En effet, la Russie se caractérise par un marché du travail bouillonnant. « Normalement, les recherches n’excèdent pas deux-trois semaines », nous dit Youri Virovets, président du groupe de sociétés de chercheurs de tête, HeadHunter.ru. Le marché de l’emploi a aussi la particularité d’être très mobile : « Sur une entreprise de 60 000 personnes, il n’est pas rare que 20 000 personnes la quittent volontairement au cours d’une année », explique l’économiste russe Vladimir Gimpelson.
Ce dernier estime que le marché de l’emploi en Russie reste parmi les plus sains de l’Europe malgré la crise. Mais depuis que cette dernière touche la Russie, certaines de ses particularités ont changé. Certes, le marché reste très mobile, mais il s’agit d’une mobilité contrainte ; quant au temps de recherche d’emplois, il s’est considérablement allongé, explique Youri Virovets. Selon lui, il s’agit d’une conséquence de la baisse de propositions de postes. Les entreprises réduisent leur personnel, et de leur côté, les salariés hésitent avant de quitter leur emploi pour en chercher un autre, ce qui n’était pas le cas il y a quelques mois.
Ainsi, alors que le site Headhunter.ru comptabilisait en août 2008 plus de 80 000 propositions d’emplois, l’offre a été divisée par deux six mois plus tard. Quant au nombre de demandeurs d’emplois, il a explosé : « Nous possédons maintenant une base de 2,8 millions de CV pour 42 000 postes vacants. », affirme Yuri Virovets, « Pour un poste, nous avons jusqu’à 105 candidatures ».
Auparavant marché mobile et dynamique, le marché du travail russe est devenu très concurrentiel, et rares sont ceux qui réussissent à y trouver un nouvel emploi. Face à cette situation sans issue, les experts annoncent la renaissance du marché noir du travail. Un
système D dont a l’habitude la Russie et les Russes. Rien d’inhabituel.

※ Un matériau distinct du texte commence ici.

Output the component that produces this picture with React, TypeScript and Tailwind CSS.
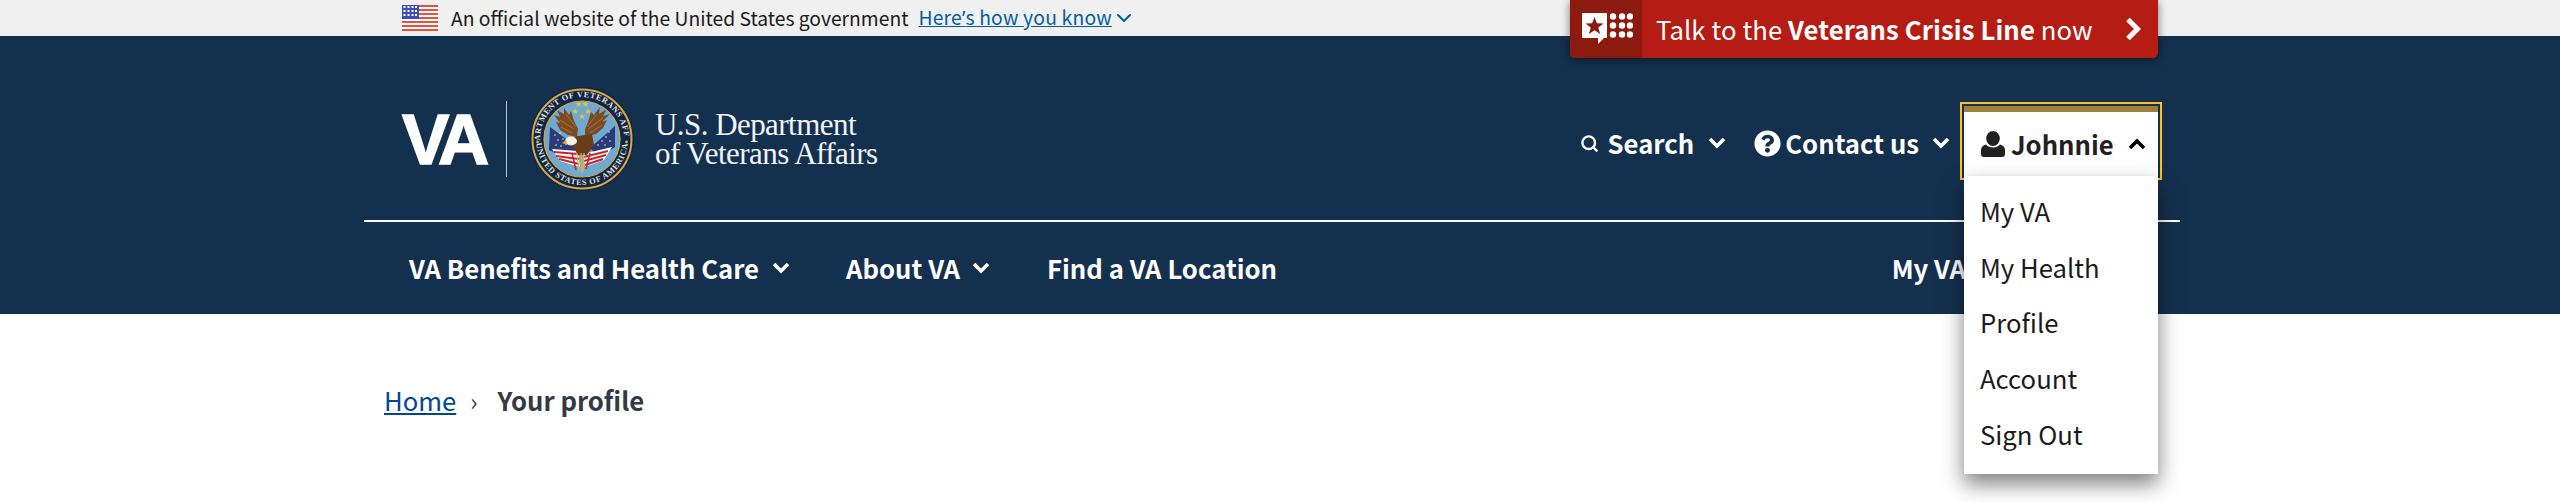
import { ChevronDown, Search } from "lucide-react";
import { FaQuestionCircle } from "react-icons/fa";

const sans = "font-['Noto_Sans_CJK_SC','Noto_Sans',sans-serif]";

const Caret = ({ up = false, className = "" }: { up?: boolean; className?: string }) => (
  <svg width="18" height="12" viewBox="0 0 18 12" className={`shrink-0 ${className}`}>
    <path d={up ? "M2 10l7-7 7 7" : "M2 2l7 7 7-7"} fill="none" stroke="currentColor" strokeWidth="3.6" />
  </svg>
);

const PersonIcon = () => (
  <svg width="24" height="26" viewBox="0 0 24 26" className="shrink-0">
    <ellipse cx="12" cy="7.5" rx="6.8" ry="7.5" fill="currentColor" />
    <path d="M5 13.5c-3 .6-5 2.6-5 5.5v4a3 3 0 0 0 3 3h18a3 3 0 0 0 3-3v-4c0-2.900-2-4.900-5-5.500-1.500 2-4 3-7 3s-5.500-1-7-3z" fill="currentColor" />
  </svg>
);

const FlagIcon = () => (
  <svg width="36" height="26" viewBox="0 0 36 26" className="shrink-0">
    <rect width="36" height="26" fill="#fff" />
    {[0, 4, 8, 12, 16, 20, 24].map((y) => (
      <rect key={y} y={y} width="36" height="2" fill="#e8513f" />
    ))}
    <rect width="17" height="14" fill="#3b4fb8" />
    {[2, 6, 10].map((y) =>
      [2.5, 6.5, 10.5, 14].map((x) => <rect key={`${x}-${y}`} x={x - 1} y={y - 1} width="2" height="2" fill="#fff" />)
    )}
  </svg>
);

const CrisisIcon = () => (
  <svg width="51" height="31" viewBox="0 0 51 31">
    <path d="M1 0h23a1 1 0 0 1 1 1v23a1 1 0 0 1-1 1H22l-6 6v-6H1a1 1 0 0 1-1-1V1a1 1 0 0 1 1-1z" fill="#fff" />
    <path d="M12.5 4l2.400 6.200 6.600.3-5.200 4.100 1.800 6.400-5.600-3.700-5.600 3.700 1.800-6.400-5.200-4.100 6.600-.3z" fill="#8c1a0f" />
    {[3.5, 12.5, 21.5].map((y) =>
      [31, 40, 48].map((x) => <circle key={`${x}-${y}`} cx={x} cy={y} r="3.2" fill="#fff" />)
    )}
  </svg>
);

const star = (x: number, y: number) =>
  `M${x} ${y - 3}l.9 2.100 2.200.1-1.700 1.400.6 2.200-2-1.200-2 1.200.6-2.200-1.700-1.400 2.200-.1z`;

const Seal = () => (
  <svg width="104" height="104" viewBox="0 0 104 104" className="shrink-0">
    <defs>
      <path id="sealTop" d="M10 52a42 42 0 0 1 84 0" />
      <path id="sealBottom" d="M6 52a46 46 0 0 0 92 0" />
      <clipPath id="sealInner">
        <circle cx="52" cy="52" r="37" />
      </clipPath>
    </defs>
    <circle cx="52" cy="52" r="52" fill="#10254a" />
    <circle cx="52" cy="52" r="49.5" fill="#10254a" stroke="#d9a93f" strokeWidth="2" />
    <text fontSize="8.2" fontWeight="700" fill="#e6e3d0" fontFamily="'Liberation Serif',serif" letterSpacing=".55">
      <textPath href="#sealTop" startOffset="50%" textAnchor="middle">DEPARTMENT OF VETERANS AFFAIRS</textPath>
    </text>
    <text fontSize="8.2" fontWeight="700" fill="#e6e3d0" fontFamily="'Liberation Serif',serif" letterSpacing=".7">
      <textPath href="#sealBottom" startOffset="50%" textAnchor="middle">UNITED STATES OF AMERICA</textPath>
    </text>
    <circle cx="7.5" cy="55" r="1.4" fill="#d9a93f" />
    <circle cx="96.5" cy="55" r="1.4" fill="#d9a93f" />
    <circle cx="52" cy="52" r="38" fill="#6fa9cf" stroke="#d9a93f" strokeWidth="1.2" />
    <g clipPath="url(#sealInner)">
      <path d="M20 40L47 60 41 74 19 63z" fill="#2b3a78" />
      <path d="M85 39L60 61 69 70 85 60z" fill="#2b3a78" />
      {[[25, 48], [30, 46], [28, 53], [33, 52], [36, 57], [31, 59], [26, 58], [76, 50], [72, 54], [79, 45], [68, 58], [75, 58], [80, 54]].map(([x, y]) => (
        <circle key={`${x}-${y}`} cx={x} cy={y} r=".8" fill="#e8edf5" />
      ))}
      <path d="M22 62L48 64 50 80 30 74z" fill="#fff" />
      <path d="M24 65L48 67M26 69L49 72M29 72L49 77" stroke="#c4262e" strokeWidth="2.2" />
      <path d="M53 67L82 60 74 73 55 80z" fill="#fff" />
      <path d="M54 70L78 64M54 74L76 68M55 78L73 72" stroke="#c4262e" strokeWidth="2.2" />
      <path d="M47 50L38 48 30 43 26 35 30 36 24 28 30 30 27 23 34 27 34 21 39 28 41 24 44 34 48 42z" fill="#7c4a22" />
      <path d="M55 50L66 47 73 41 77 33 72 35 80 27 73 29 77 22 69 27 70 20 64 28 61 25 58 35 55 42z" fill="#7c4a22" />
      <path d="M31 40L42 46M30 33L44 42M36 27L46 40M72 38L60 46M73 31L58 42M67 27L57 40" stroke="#a9733c" strokeWidth="1" />
      <path d="M42 50L62 47 64 58 57 68 48 68 43 60z" fill="#6a3c1b" />
      <ellipse cx="41" cy="54" rx="6" ry="4.4" fill="#f3efe6" />
      <path d="M36 53L32 56 37 58z" fill="#e0a92f" />
      <path d="M47 66L49 84M51 66L52 86M54 66L53 84" stroke="#e0b53c" strokeWidth="1.3" />
      <path d="M42 66L46 83M60 66L56 82" stroke="#c4262e" strokeWidth="1.6" />
      <path d={star(48.7, 17) + star(55.3, 17) + star(45.3, 24.3) + star(58, 24.3) + star(52, 29.3)} fill="#e8c33f" />
    </g>
  </svg>
);

const menuItems = ["My VA", "My Health", "Profile", "Account", "Sign Out"];

const UtilityNav = () => (
  <div className="ml-auto mr-[18px] mt-[15px] flex items-start text-white">
    <div className="mt-[24px] flex h-[34px] items-center">
      <Search size={19} strokeWidth={3} className="shrink-0" />
      <span className="ml-[9px] text-[25.7px] font-bold leading-none">Search</span>
      <Caret className="ml-[14px]" />
    </div>
    <div className="ml-[28px] mt-[24px] flex h-[34px] items-center">
      <FaQuestionCircle size={27} className="shrink-0" />
      <span className="ml-[4px] text-[25.7px] font-bold leading-none">Contact us</span>
      <Caret className="ml-[13px]" />
    </div>
    <div className="relative ml-[10px] h-[78px] w-[202px] border-2 border-[#ffbe2e] p-[2px]">
      <div className="h-full w-full border-t-[6px] border-[#9a8339] bg-white pl-[17px] pt-[19px] text-[#212121]">
        <div className="flex items-center">
          <PersonIcon />
          <span className="ml-[6px] text-[25.7px] font-bold leading-none">Johnnie</span>
          <Caret up className="ml-[14px] text-black" />
        </div>
      </div>
      <div className="absolute left-[2px] top-[72px] z-10 flex h-[298px] w-[194px] flex-col bg-white pl-[16px] pt-[7px] text-[#1b1b1b] shadow-[0_10px_20px_rgba(0,0,0,0.5)]">
        {menuItems.map((item) => (
          <a key={item} className="flex h-[55.7px] items-center text-[25.7px] leading-none">
            {item}
          </a>
        ))}
      </div>
    </div>
  </div>
);

export default function App() {
  return (
    <div className={`relative min-h-[502px] bg-white ${sans}`}>
      <div className="h-9 bg-[#f0f0f0]">
        <div className="ml-[364px] flex h-full w-[1816px] items-center pl-[38px] text-[19.3px] text-[#1b1b1b]">
          <FlagIcon />
          <span className="ml-[13px]">An official website of the United States government</span>
          <a className="ml-[10px] flex items-center tracking-[0.2px] text-[#005ea2]">
            <span className="underline">
              Here<span className="font-['Noto_Sans',sans-serif]">’</span>s how you know
            </span>
            <ChevronDown size={24} strokeWidth={2} />
          </a>
        </div>
      </div>

      <div className="absolute left-[1570px] top-0 z-20 flex h-[58px] w-[588px] overflow-hidden rounded-b-[5px] bg-[#b51d14] text-white shadow-[0_2px_10px_rgba(0,0,0,0.5)]">
        <div className="flex w-[72px] shrink-0 items-center justify-center bg-[#8c1a0f] pb-[1px] pl-[2px]">
          <CrisisIcon />
        </div>
        <div className="ml-[14px] flex items-center whitespace-nowrap text-[25.7px] tracking-[0.1px]">
          <span>
            Talk to the <b className="font-bold">Veterans Crisis Line</b> now
          </span>
        </div>
        <svg width="16" height="24" viewBox="0 0 16 24" className="ml-auto mr-[17px] self-center">
          <path d="M3 2.500l9.500 9.500-9.500 9.500" fill="none" stroke="currentColor" strokeWidth="5" />
        </svg>
      </div>

      <header className="h-[278px] bg-[#14304f]">
        <div className="ml-[364px] w-[1816px]">
          <div className="flex h-[184px] pt-[51px]">
            <div className="flex h-[104px] items-center pl-[38px]">
              <span className="w-[85px] font-['Liberation_Sans',sans-serif] text-[71px] font-bold leading-none tracking-[-6px] text-white [-webkit-text-stroke:1.5px_#fff]">VA</span>
              <div className="ml-[19px] h-[76px] w-[1px] bg-[#b9c2cc]" />
              <div className="ml-[23px]"><Seal /></div>
              <div className="ml-[21px] font-['Liberation_Serif',serif] text-[31px] leading-[29px] tracking-[-0.55px] text-[#f2f4f6]">
                U.S. Department
                <br />
                of Veterans Affairs
              </div>
            </div>
            <UtilityNav />
          </div>
          <div className="h-[2px] bg-white" />
          <nav className="flex h-[92px] items-center pl-[45px] text-[25.7px] font-bold text-white">
            <span>VA Benefits and Health Care</span>
            <Caret className="ml-[13px]" />
            <span className="ml-[56px]">About VA</span>
            <Caret className="ml-[12px]" />
            <span className="ml-[57px]">Find a VA Location</span>
            <span className="ml-auto mr-[214px]">My VA</span>
          </nav>
        </div>
      </header>

      <main className="ml-[384px] flex items-baseline pt-[66px] text-[25.7px] leading-[40px]">
        <a className="text-[#004795] underline">Home</a>
        <span className="ml-[14px] text-[24px] text-[#323a45]">›</span>
        <span className="ml-[20px] font-bold text-[#323a45]">Your profile</span>
      </main>
    </div>
  );
}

Mais, nous prévient Olga Mirasova, si rien n’est fait pour renforcer les infrastructures d’accueil des nouveaux sans-emplois, « le chômage actuel risque de se transformer en chômage à longue durée, l’apparition de graves troubles sociaux est probable. » Voilà qui ne sera pas au goût du gouvernement.
Les noms suivis d’une astérique ont été modifiés à la demande des témoins.